In 2016, an impressive number of bills were passed by the Rhode Island General Assembly that will support victims of domestic violence and make our communities safer. This progress is a testimony to all of the calls, emails, time, and effort that advocates, survivors, and supporters dedicated to telling their stories and making sure the General Assembly knows how important ending domestic violence is to Rhode Islanders! Thank you for standing with us.
Legislative Progress in 2016:
Rhode Island Established the Domestic Violence Prevention Fund!
The General Assembly passed legislation in 2016 to establish a Domestic Violence Prevention Fund—Rhode Island's first dedicated state funding that will support strategies for stopping the cycle of domestic violence before it starts. The Prevention Fund was created through an additional $200,000 in the state budget (rather than the proposed increase to the state's marriage license fee).
We extend a huge, heartfelt THANK YOU to all of the advocates, survivors, children who witnessed domestic violence, ally organizations, and individual supporters who worked tirelessly to advance this legislation for four years!

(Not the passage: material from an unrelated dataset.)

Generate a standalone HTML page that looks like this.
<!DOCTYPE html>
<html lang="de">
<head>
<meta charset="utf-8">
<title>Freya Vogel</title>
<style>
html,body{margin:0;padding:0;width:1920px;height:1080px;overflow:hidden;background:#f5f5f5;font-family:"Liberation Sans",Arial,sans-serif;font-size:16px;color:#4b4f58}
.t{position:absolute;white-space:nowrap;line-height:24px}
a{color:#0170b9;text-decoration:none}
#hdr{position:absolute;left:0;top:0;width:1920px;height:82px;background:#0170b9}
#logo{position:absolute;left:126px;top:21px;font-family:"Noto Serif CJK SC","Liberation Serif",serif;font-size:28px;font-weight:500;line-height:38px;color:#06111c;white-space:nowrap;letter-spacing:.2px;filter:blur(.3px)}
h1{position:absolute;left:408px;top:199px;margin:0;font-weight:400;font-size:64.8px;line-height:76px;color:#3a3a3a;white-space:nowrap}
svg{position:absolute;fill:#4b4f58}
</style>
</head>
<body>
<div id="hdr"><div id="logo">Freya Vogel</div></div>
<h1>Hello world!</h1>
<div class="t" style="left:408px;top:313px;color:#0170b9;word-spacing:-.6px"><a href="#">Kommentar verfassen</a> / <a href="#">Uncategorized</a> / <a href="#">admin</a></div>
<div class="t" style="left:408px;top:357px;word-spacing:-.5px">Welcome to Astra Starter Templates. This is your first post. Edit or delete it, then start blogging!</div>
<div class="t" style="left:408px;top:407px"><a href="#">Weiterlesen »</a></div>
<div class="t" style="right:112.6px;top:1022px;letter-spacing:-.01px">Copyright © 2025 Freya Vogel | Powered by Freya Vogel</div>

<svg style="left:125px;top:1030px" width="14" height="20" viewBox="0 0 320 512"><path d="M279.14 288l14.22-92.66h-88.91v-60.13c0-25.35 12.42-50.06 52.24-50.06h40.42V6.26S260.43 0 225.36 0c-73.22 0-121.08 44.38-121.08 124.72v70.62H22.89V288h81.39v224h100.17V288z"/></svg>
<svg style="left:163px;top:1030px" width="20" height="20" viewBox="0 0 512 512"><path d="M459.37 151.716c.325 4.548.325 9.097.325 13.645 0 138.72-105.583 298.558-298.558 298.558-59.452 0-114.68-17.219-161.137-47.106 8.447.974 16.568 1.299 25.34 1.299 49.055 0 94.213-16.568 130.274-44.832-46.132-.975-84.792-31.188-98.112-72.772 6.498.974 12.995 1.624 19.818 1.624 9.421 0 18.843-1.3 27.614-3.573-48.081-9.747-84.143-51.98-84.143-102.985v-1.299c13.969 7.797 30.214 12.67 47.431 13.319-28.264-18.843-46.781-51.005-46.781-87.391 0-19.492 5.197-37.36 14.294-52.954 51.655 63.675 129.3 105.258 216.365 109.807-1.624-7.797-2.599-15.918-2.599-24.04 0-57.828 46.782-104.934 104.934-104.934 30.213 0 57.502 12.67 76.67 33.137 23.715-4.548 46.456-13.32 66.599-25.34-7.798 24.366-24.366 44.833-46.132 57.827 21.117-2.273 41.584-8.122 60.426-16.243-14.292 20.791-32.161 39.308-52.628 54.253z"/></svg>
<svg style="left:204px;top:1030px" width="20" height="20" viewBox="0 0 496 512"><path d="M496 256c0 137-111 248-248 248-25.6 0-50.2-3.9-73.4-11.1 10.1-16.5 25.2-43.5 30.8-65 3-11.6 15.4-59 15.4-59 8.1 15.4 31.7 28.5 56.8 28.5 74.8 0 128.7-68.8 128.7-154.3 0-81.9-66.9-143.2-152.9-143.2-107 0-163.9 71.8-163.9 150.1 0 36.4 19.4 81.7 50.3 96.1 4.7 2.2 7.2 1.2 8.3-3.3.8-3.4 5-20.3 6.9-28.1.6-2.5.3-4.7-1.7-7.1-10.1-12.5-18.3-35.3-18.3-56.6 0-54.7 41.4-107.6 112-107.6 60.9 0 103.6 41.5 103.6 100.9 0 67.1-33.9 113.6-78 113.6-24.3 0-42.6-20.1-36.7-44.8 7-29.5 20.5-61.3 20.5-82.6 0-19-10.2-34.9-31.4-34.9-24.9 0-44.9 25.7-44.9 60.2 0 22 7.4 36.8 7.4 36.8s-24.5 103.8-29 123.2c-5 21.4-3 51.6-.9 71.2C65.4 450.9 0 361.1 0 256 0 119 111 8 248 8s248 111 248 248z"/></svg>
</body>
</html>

Employment Protection for Complying with a Subpoena
S2423 Lynch Prata / H7005 Keable
This law makes it illegal for any employer to fire, threaten to fire, or otherwise punish their employee for complying with a subpoena. This law is a great protection for victims of domestic violence in criminal cases who are being forced by their employer to choose between testifying against their abuser or keeping their job.
New Domestic Violence Offense: Electronic Tracking of Motor Vehicles
S2596 Goodwin / H7002 Mattiello
This law makes it a misdemeanor to "knowingly install, conceal, or otherwise place or use an electronic tracking device in or on a motor vehicle without the consent of the operator and all occupants of the vehicle for the purpose of monitoring or following the operator, occupant or occupants of the vehicle." This offense was also added to the Domestic Violence Prevention Act, the section of Rhode Island General Laws that defines domestic violence crimes, and can be charged as such if the offense is committed against an intimate partner or adult family member.
Increased Crime Victim Compensation
S2760 Gallo / H7533 Blazejewski
This legislation raises the maximum amount of financial compensation that victims of crime can receive for relocation expenses through the Rhode Island Crime Victim Compensation Program from $2,500 to $5,000.
Utility Protections on Restraining Orders
This law prohibits individuals served with domestic violence restraining orders from terminating or disrupting utility service without prior court approval.
Good News in the Budget...
In addition, the budget for the upcoming year contains positive steps forward for survivors of domestic violence, their families, and our communities, including an expansion of the Earned Income Tax Credit (a very important support for financial stability for survivors) and the approval of a $50 million affordable housing bond to be placed on the November ballot.
STEPS FOR NEXT YEAR
Unfortunately, these important victim safety issues were not successfully addressed before the General Assembly recessed for the year:
Prohibiting Gun Possession by Convicted Domestic Violence Offenders
Legislation that would have closed the loopholes in state and federal law that currently leave many convicted domestic violence offenders in Rhode Island with the ability to legally purchase and own guns was proposed but never made it to a vote.
Dangerousness Screening for People Arrested for Domestic Violence
This important addition to how domestic violence cases are handled in our state would have given judges essential information on the history of violence and pattern of escalation in domestic violence cases. While the legislation was passed by the Senate, it did not receive a vote in the House before the session ended.
Unauthorized Dissemination of Indecent Material (aka "Revenge P*rn")
Bills that would have established this new criminal offense were passed by the General Assembly but have been vetoed by the Governor on the grounds that the legislation was unconstitutionally broad. The RICADV will be talking to the bill sponsors, Attorney General, and Governor's office in the coming months to urge swift passage of robust legislation to address this crime that is affecting a growing number of domestic violence victims in Rhode Island.